Amenities on and around the High Street include food and drink stores, health and beauty outlets, trades and services, a variety of shops, an art gallery and a sports centre.

There are three churches:
- Church of Scotland
- Episcopal Church of Scotland (St Mary's)
- Roman Catholic (St. Fillans)

A second Church of Scotland church, St. Fillans, originally a Free Church, was demolished in 1981.

==Newport-on-Tay and the arts==
The arts have played a major role in the shaping of Newport and its neighbourhood. In 1905 the Tayport Artists' Circle was formed, including James Douglas, Anna Douglas, Alec Grieve, Stewart Carmichael, William Bradley Lamond, Charles Adamson and the so-called "Painter's painter" David Foggie. Led by Frank Laing, their aim was to have an influence through art on the industrial environment; this is explained in a letter from Laing to the town planner/architect Patrick Geddes.

Many teachers of fine art in the University of Dundee's Duncan of Jordanstone College of Art and Design have migrated towards Newport-on-Tay and its north-west facing position for the quality of light. Scottish artists such as John Byrne, Will Maclean and Marian Leven are associated with the area. A local community arts centre, The Forgan Arts, provides courses in arts and crafts.

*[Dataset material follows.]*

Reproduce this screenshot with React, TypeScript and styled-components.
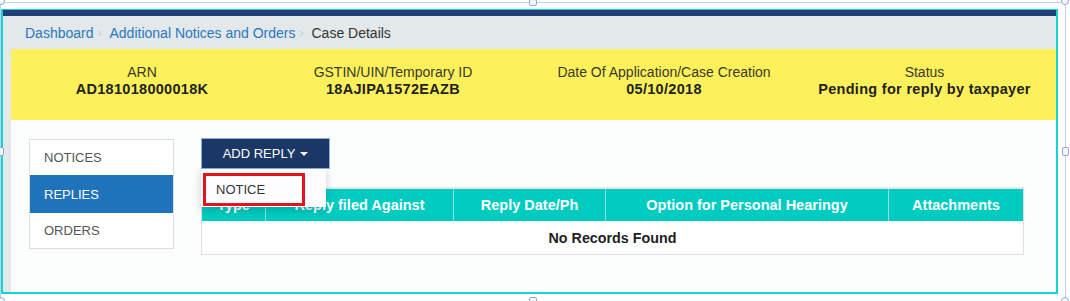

The Tatha art gallery opened in Newport-on-Tay in 2014.

==Notable people==
- Sir John Leng (1828–1906), politician and publisher.
- John Leng Sturrock (1878–1943), politician
- Valentine Fleming (1882–1917), Conservative politician
- George Ranken Tudhope (1893–1955) pathologist
- Sir Charles Lambe (1900–1960), First Sea Lord, Admiral of the Fleet; born in Dorset, residence Newport, died Newport 1960
- Marie Dare (1902–1976), composer and cellist was born here
- Scott Sutherland (1910–1984), sculptor
- Dave Duncan (1933–2018), writer was born here
- Horse McDonald (born 1958), singer–songwriter was born here.